A mound thought to be a medieval castle mount associated with a medieval mansion excavated at its foot (NPRN 309171).  This is a sub-circular steep sided mound, roughly 36m in diameter and 6.6m high.  It has a level summit about 17m by 14m.  There are traces of a ditch on the south side, but no further defensive features have been identified.  The mansion was excavated in the field to the south-east.  It produced thirteenth and fourteenth century material and is identified as the llys or princely court recorded here through the thirteenth century.  There are several instances in north Wales of castle mounts associated with apparently unfortified houses, for example Castle Prysor (NPRN 308964), Crogen (NPRN 306558) and Rug (NPRN 306598).  It is possible that the mount was raised as an adjunct to the court.

In the official mind there is no doubt that the buildings uncovered by excavation in the castle bailey are those of the llys of the princes of Gwynedd, which is rather unfortunate as this case is devoid of clear documentary evidence.  Indeed what original evidence there is (medieval royal documents from the 13th to the 15th century) tends far more to point towards the extensive site at Pen y Bryn on the Garth (roughly 250 feet square), rather than to the site in one of the baileys of Aber castle (a roughly triangular shape roughly 150 feet by 120).  Most llys sites, Llys Gwenllian, Rhosyr and the tentative site at Aberffraw, all seem to be rectangular and in the region of between 200 and 250 feet long.

What we certainly have in the southern castle bailey at Aber are the remains of what is a series of structures quite unlike those excavated at Rhosyr llys and apparently unlike any of the remains found at other houses of the thirteenth and fourteenth centuries.  Indeed the only ‘Caernarfonshire halls of the fourteenth century' which looked even remotely like the Aber bailey site was a debatable reconstruction plan of Penrhyn (above right).  The current walls all lie within the southern bailey of Aber castle, stand no more than a course or two high, and show no sign of mortar other than poor leached remains seen to the north.  What is left bears no resemblance to a ‘high status building'.  It appears more like the jumble of buildings that would be expected in a castle bailey.  It should also be noted that these remains are inferior to the possibly thirteenth to eighteenth century hafod buildings uncovered by excavation in 1961.  It is further quite clear that the poor quality of the remains is not solely due to stone robbing.  These structures were never of any great standing and probably were only one storey high, judging by the thinness of the walls and the paucity of the ‘mortar'.

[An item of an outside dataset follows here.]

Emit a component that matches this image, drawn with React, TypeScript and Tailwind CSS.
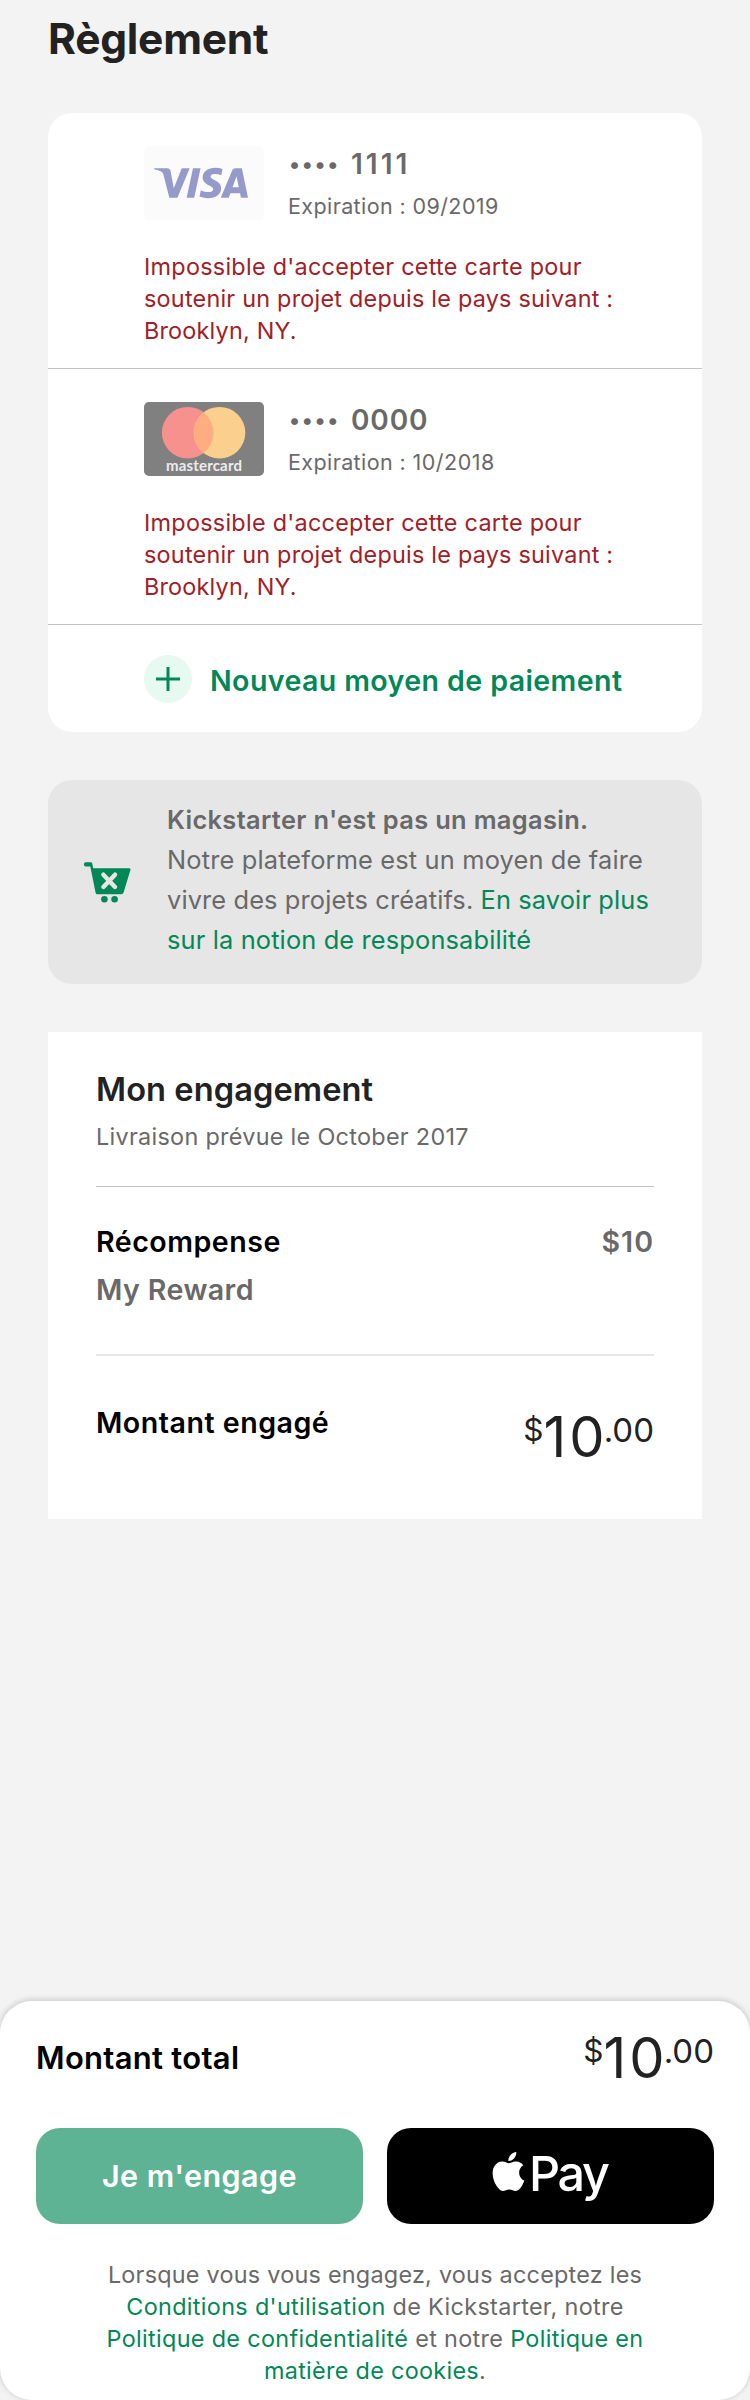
import React from "react";
import { SiApple, SiVisa } from "react-icons/si";

function VisaCard() {
  return (
    <div className="flex h-[74px] w-[120px] shrink-0 items-center justify-center rounded-[5px] bg-[#fbfbfb]">
      <SiVisa size={94} className="translate-x-[-3px] text-[#959aca]" />
    </div>
  );
}

function MastercardCard() {
  return (
    <svg width="120" height="74" viewBox="0 0 120 74" className="shrink-0">
      <rect width="120" height="74" rx="5" fill="#808080" />
      <circle cx="43.7" cy="30.7" r="25.8" fill="#f7918e" />
      <circle cx="75.5" cy="30.7" r="25.8" fill="#fbcf8d" />
      <path d="M59.6 10.4 A25.8 25.8 0 0 1 59.6 51 A25.8 25.8 0 0 1 59.6 10.4 Z" fill="#ffad80" />
      <text
        x="22"
        y="69"
        textLength="76"
        fill="#ececec"
        className="font-['Lato','Inter',sans-serif] text-[15px] font-bold"
      >
        mastercard
      </text>
    </svg>
  );
}

function CartIcon() {
  return (
    <svg width="47" height="41" viewBox="0 0 47 41" className="mt-[82px] shrink-0">
      <path
        d="M1.7 0.3 H6.8 Q8 0.3 8.3 1.5 L9.2 6.2 H45.2 Q47 6.2 46.5 7.8 L39.6 30.4 Q39 32.2 37.4 32.2 H13.4 Q11.9 32.2 11.6 30.7 L6.3 4.4 H1.7 Q0 4.4 0 2.7 V2 Q0 0.3 1.7 0.3 Z"
        fill="#028858"
      />
      <path d="M19.4 12.7 L31 25 M31 12.7 L19.4 25" stroke="#e6e6e6" strokeWidth="4.4" strokeLinecap="round" />
      <circle cx="20.4" cy="37.2" r="3.3" fill="#028858" />
      <circle cx="30.6" cy="37.2" r="3.3" fill="#028858" />
    </svg>
  );
}

function PaymentMethod({
  logo,
  digits,
  digitsClass,
  expiration,
}: {
  logo: React.ReactNode;
  digits: string;
  digitsClass: string;
  expiration: React.ReactNode;
}) {
  return (
    <div className="h-[256px] border-b border-[#c0c0c0] pt-[33px] pl-24">
      <div className="flex h-[74px] gap-6">
        {logo}
        <div className="pt-px text-[#696969]">
          <div className="flex text-[28px] leading-[34px] font-semibold">
            <span className="w-[63px] pl-px text-[22px] tracking-[1.7px]">••••</span>
            <span className={digitsClass}>{digits}</span>
          </div>
          <div className="mt-[11px] text-[21.5px] leading-[28px] tracking-[0.4px]">Expiration : {expiration}</div>
        </div>
      </div>
      <p className="mt-[31px] text-[23.4px] leading-[32px] text-[#a12027]">
        <span className="tracking-[0.27px]">Impossible d'accepter cette carte pour</span>
        <br />
        <span className="tracking-[0.23px]">soutenir un projet depuis le pays suivant :</span>
        <br />
        <span className="tracking-[0.2px]">Brooklyn, NY.</span>
      </p>
    </div>
  );
}

function Amount() {
  return (
    <div className="flex items-start text-[#222222]">
      <span className="mt-[4px] text-[31.5px] leading-[32px]">$</span>
      <span className="text-[56px] leading-[54px]">
        <span className="tracking-[3px]">1</span>0
      </span>
      <span className="mt-[4px] -ml-px text-[33px] leading-[32px]">.00</span>
    </div>
  );
}

export default function App() {
  return (
    <div className="flex h-[2400px] w-[750px] flex-col overflow-hidden bg-[#f3f3f3] font-['Inter','Liberation_Sans',sans-serif]">
      <main className="flex-1 px-12 pt-[10px]">
        <h1 className="text-[42.5px] leading-[57px] font-bold tracking-[-0.24px] text-[#222222]">Règlement</h1>

        <section className="mt-[46px] h-[619px] rounded-[24px] bg-white">
          <PaymentMethod logo={<VisaCard />} digits="1111" digitsClass="tracking-[3px]" expiration="09/2019" />
          <PaymentMethod
            logo={<MastercardCard />}
            digits="0000"
            digitsClass="tracking-[0.86px]"
            expiration={<span className="tracking-[0.5px]">10/2018</span>}
          />
          <div className="flex gap-[17px] pt-[30px] pl-24 text-[#028858]">
            <div className="flex size-12 items-center justify-center rounded-full bg-[#e6faf1]">
              <svg width="24" height="24" viewBox="0 0 24 24">
                <path d="M12 0 V24 M0 12 H24" stroke="currentColor" strokeWidth="3" />
              </svg>
            </div>
            <span className="mt-[9px] ml-px text-[28.6px] leading-[34px] font-semibold tracking-[0.38px]">
              Nouveau moyen de paiement
            </span>
          </div>
        </section>

        <section className="mt-12 flex h-[204px] rounded-[24px] bg-[#e6e6e6] pl-9">
          <CartIcon />
          <p className="pt-5 pl-9 text-[25.4px] leading-[40px] whitespace-nowrap text-[#696969]">
            <span className="font-semibold tracking-[0.34px]">Kickstarter n'est pas un magasin.</span>
            <br />
            <span className="tracking-[0.16px]">Notre plateforme est un moyen de faire</span>
            <br />
            <span className="tracking-[0.12px]">
              vivre des projets créatifs. <a className="text-[#028858]">En savoir plus</a>
            </span>
            <br />
            <a className="tracking-[0.14px] text-[#028858]">sur la notion de responsabilité</a>
          </p>
        </section>

        <section className="mt-12 h-[487px] bg-white px-12 pt-[37px]">
          <h2 className="text-[32.6px] leading-[40px] font-semibold tracking-[0.08px] text-[#222222]">Mon engagement</h2>
          <p className="mt-3 text-[23.4px] leading-[32px] tracking-[0.3px] text-[#696969]">
            Livraison prévue le October 2017
          </p>
          <div className="mt-[33px] h-px bg-[#c0c0c0]" />
          <div className="mt-[38px] flex justify-between text-[28.6px] leading-[34px] font-semibold">
            <span className="tracking-[0.5px] text-black">Récompense</span>
            <span className="tracking-[1px] text-[#696969]">$10</span>
          </div>
          <div className="mt-[14px] text-[28.6px] leading-[34px] font-semibold tracking-[0.4px] text-[#696969]">
            My Reward
          </div>
          <div className="mt-[47px] h-[2px] bg-[#e6e6e6]" />
          <div className="mt-[50px] flex items-start justify-between">
            <span className="text-[28.6px] leading-[34px] font-semibold tracking-[0.5px] text-black">Montant engagé</span>
            <div className="pt-1">
              <Amount />
            </div>
          </div>
        </section>
      </main>

      <footer className="h-[399px] rounded-[32px] bg-white px-9 shadow-[0_-1px_6px_rgba(0,0,0,0.2)]">
        <div className="flex h-[127px] items-start justify-between pt-[30px]">
          <span className="pt-[8px] text-[31px] leading-[38px] font-semibold tracking-[0.29px] text-black">
            Montant total
          </span>
          <Amount />
        </div>
        <div className="grid grid-cols-2 gap-6">
          <button className="h-24 rounded-[24px] bg-[#5fb395] text-[30.5px] leading-[36px] font-semibold tracking-[0.45px] text-white">
            Je m'engage
          </button>
          <button
            className="flex h-24 items-start rounded-[24px] bg-black pt-6 pl-[102px] text-white"
            aria-label="Apple Pay"
          >
            <SiApple size={39} />
            <span className="-mt-[2px] ml-px text-[48.5px] leading-[48px] font-medium tracking-[-2.4px]">Pay</span>
          </button>
        </div>
        <p className="mt-[35px] text-center text-[23.4px] leading-[32px] whitespace-nowrap text-[#696969]">
          <span className="tracking-[0.24px]">Lorsque vous vous engagez, vous acceptez les</span>
          <br />
          <span className="tracking-[0.33px]">
            <a className="text-[#028858]">Conditions d'utilisation</a> de Kickstarter, notre
          </span>
          <br />
          <span className="tracking-[0.33px]">
            <a className="text-[#028858]">Politique de confidentialité</a> et notre{" "}
            <a className="text-[#028858]">Politique en</a>
          </span>
          <br />
          <span className="tracking-[0.3px]">
            <a className="text-[#028858]">matière de cookies</a>.
          </span>
        </p>
      </footer>
    </div>
  );
}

Apparently the pottery remains at Aber would suggest a thirteenth to fourteenth century usage for the buildings.  Yet again the amount of pottery and coins found on such a small site is extraordinary, especially as royal sites were always well maintained and kept scrupulously clean.  For example, the fourteenth century details for the cleaning of the royal castle of Berkhamsted have survived and it would seem unlikely that other royal sites would have been allowed to become so unkempt as the alleged palace in the bailey of Aber castle is said to have been.  Thus we find in 1351 the porter of Berkhamsted castle was allowed all the litter found within the castle buildings whenever they were cleaned, which appeared to be a yearly business.  Although masses of such minutia have not survived from most habitations, the cleanliness of royal sites when excavated shows that such agreements were widespread.  Indeed, even the baronial castle of Hen Domen at Montgomery was kept so clean during its two hundred odd years of occupation that the excavators were appalled by the lack of dateable evidence found.  This therefore adds to the impression that Aber castle was not the royal house used by Edward I and II and their Welsh predecessors.

It is a shame that excavation did not take place on the motte which would have shown if the masonry of the keep was similar to that uncovered in the bailey.  If it had been we may have been able to tell if the whole structure had been revamped after its destruction in 1094 when all the castles of Gwynedd were certainly destroyed.  This might have told us a great deal about the site and the dates of its occupation.  A small dig upon the motte may well still show us the life span of the motte and bailey castle.

It has been asserted that the foundations uncovered in Aber castle bailey can be related to the rebuildings carried out for Prince Edward in the early fourteenth century and that antiquarians often state that this was the site of the llys.  Neither of these arguments stand up to serious consideration.  The best preserved part of the structure is to the north where one ‘wall' has been overlain by several large river-worn boulders.  The whole could be little more than sleeper walls for a wooden structure.  Certainly to describe the foundations as they appear as a mansion or royal hall seems rather grand and the reconstruction drawing of ‘the castle' as it was said to have been in the early fourteenth century is positively misleading, especially when compared to the one drawn for Rhosyr.  In the reconstruction at Aber the petty east entrance into the primary building has lost its porch, while the low foundations which have the appearance of sleeper walls have been imagined into a two storey structure which positively dwarfs the motte and ignores the industrial compound to the rear as well as the wall and ditch between it and the motte.

It is worth noting that Aber castle motte and bailey stands immediately west of the fast running Afon Aber, just at the place where the river valley widens out into the coastal plain.  It therefore controls the river crossing and is in a lowland position.  It should again be emphasised that it is a well recognised general principal that Welsh castles tend to dominate the highlands and Norman castles the lowlands, although both sides on occasions used the others' fortresses.  It can therefore be seen that the remains uncovered by excavation at this site are in accordance with what has been found and is expected at other Norman sites, but they do not meet with the criteria found at other llys sites, viz Rhosyr.